TO BE DONE:
Every line below must be reproduced exactly. Copy them all.
>> start SUPPLIED MATERIAL
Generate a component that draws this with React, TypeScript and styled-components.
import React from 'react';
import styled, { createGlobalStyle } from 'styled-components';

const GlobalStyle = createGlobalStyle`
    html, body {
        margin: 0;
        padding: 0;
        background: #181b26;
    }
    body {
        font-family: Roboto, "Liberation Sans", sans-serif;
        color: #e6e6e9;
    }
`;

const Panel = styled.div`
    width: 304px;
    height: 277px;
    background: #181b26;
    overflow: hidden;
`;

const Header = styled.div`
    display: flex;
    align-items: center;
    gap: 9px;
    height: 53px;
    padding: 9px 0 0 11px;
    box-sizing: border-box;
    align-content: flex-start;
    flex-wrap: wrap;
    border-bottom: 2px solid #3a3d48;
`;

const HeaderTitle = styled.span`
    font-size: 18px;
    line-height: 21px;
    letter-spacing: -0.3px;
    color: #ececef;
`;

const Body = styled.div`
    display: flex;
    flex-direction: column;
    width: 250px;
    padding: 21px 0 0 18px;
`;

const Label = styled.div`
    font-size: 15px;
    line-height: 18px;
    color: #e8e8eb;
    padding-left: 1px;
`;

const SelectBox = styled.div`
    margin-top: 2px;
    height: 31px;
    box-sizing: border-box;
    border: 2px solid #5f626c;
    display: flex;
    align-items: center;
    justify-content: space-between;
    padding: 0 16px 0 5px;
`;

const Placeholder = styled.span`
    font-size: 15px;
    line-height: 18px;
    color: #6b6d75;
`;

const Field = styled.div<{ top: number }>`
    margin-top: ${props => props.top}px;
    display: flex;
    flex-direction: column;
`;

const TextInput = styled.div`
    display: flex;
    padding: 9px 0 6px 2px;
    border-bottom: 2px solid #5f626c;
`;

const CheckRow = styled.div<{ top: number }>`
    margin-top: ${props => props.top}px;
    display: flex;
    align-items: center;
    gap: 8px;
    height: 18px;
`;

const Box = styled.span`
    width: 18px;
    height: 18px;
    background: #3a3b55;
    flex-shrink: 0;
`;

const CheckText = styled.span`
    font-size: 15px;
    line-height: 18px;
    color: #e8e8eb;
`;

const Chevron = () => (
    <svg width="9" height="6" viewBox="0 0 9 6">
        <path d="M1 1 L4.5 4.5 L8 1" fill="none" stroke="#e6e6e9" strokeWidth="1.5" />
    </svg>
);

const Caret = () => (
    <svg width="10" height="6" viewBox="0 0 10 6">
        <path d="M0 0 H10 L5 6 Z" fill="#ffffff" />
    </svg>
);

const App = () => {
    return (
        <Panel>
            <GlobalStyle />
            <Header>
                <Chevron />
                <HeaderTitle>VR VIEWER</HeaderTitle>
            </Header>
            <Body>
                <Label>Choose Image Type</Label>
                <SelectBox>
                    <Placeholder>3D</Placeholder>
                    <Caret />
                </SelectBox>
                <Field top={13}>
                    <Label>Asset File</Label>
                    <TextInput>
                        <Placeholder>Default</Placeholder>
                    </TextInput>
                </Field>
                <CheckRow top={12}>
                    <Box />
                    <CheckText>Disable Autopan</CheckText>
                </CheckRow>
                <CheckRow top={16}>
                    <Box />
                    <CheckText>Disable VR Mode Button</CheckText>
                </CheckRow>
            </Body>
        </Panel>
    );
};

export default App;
>> end SUPPLIED MATERIAL
SOLUTION TO THIS PROBLEM:
Generate a component that draws this with React, TypeScript and styled-components.
import React from 'react';
import styled, { createGlobalStyle } from 'styled-components';

const GlobalStyle = createGlobalStyle`
    html, body {
        margin: 0;
        padding: 0;
        background: #181b26;
    }
    body {
        font-family: Roboto, "Liberation Sans", sans-serif;
        color: #e6e6e9;
    }
`;

const Panel = styled.div`
    width: 304px;
    height: 277px;
    background: #181b26;
    overflow: hidden;
`;

const Header = styled.div`
    display: flex;
    align-items: center;
    gap: 9px;
    height: 53px;
    padding: 9px 0 0 11px;
    box-sizing: border-box;
    align-content: flex-start;
    flex-wrap: wrap;
    border-bottom: 2px solid #3a3d48;
`;

const HeaderTitle = styled.span`
    font-size: 18px;
    line-height: 21px;
    letter-spacing: -0.3px;
    color: #ececef;
`;

const Body = styled.div`
    display: flex;
    flex-direction: column;
    width: 250px;
    padding: 21px 0 0 18px;
`;

const Label = styled.div`
    font-size: 15px;
    line-height: 18px;
    color: #e8e8eb;
    padding-left: 1px;
`;

const SelectBox = styled.div`
    margin-top: 2px;
    height: 31px;
    box-sizing: border-box;
    border: 2px solid #5f626c;
    display: flex;
    align-items: center;
    justify-content: space-between;
    padding: 0 16px 0 5px;
`;

const Placeholder = styled.span`
    font-size: 15px;
    line-height: 18px;
    color: #6b6d75;
`;

const Field = styled.div<{ top: number }>`
    margin-top: ${props => props.top}px;
    display: flex;
    flex-direction: column;
`;

const TextInput = styled.div`
    display: flex;
    padding: 9px 0 6px 2px;
    border-bottom: 2px solid #5f626c;
`;

const CheckRow = styled.div<{ top: number }>`
    margin-top: ${props => props.top}px;
    display: flex;
    align-items: center;
    gap: 8px;
    height: 18px;
`;

const Box = styled.span`
    width: 18px;
    height: 18px;
    background: #3a3b55;
    flex-shrink: 0;
`;

const CheckText = styled.span`
    font-size: 15px;
    line-height: 18px;
    color: #e8e8eb;
`;

const Chevron = () => (
    <svg width="9" height="6" viewBox="0 0 9 6">
        <path d="M1 1 L4.5 4.5 L8 1" fill="none" stroke="#e6e6e9" strokeWidth="1.5" />
    </svg>
);

const Caret = () => (
    <svg width="10" height="6" viewBox="0 0 10 6">
        <path d="M0 0 H10 L5 6 Z" fill="#ffffff" />
    </svg>
);

const App = () => {
    return (
        <Panel>
            <GlobalStyle />
            <Header>
                <Chevron />
                <HeaderTitle>VR VIEWER</HeaderTitle>
            </Header>
            <Body>
                <Label>Choose Image Type</Label>
                <SelectBox>
                    <Placeholder>3D</Placeholder>
                    <Caret />
                </SelectBox>
                <Field top={13}>
                    <Label>Asset File</Label>
                    <TextInput>
                        <Placeholder>Default</Placeholder>
                    </TextInput>
                </Field>
                <CheckRow top={12}>
                    <Box />
                    <CheckText>Disable Autopan</CheckText>
                </CheckRow>
                <CheckRow top={16}>
                    <Box />
                    <CheckText>Disable VR Mode Button</CheckText>
                </CheckRow>
            </Body>
        </Panel>
    );
};

export default App;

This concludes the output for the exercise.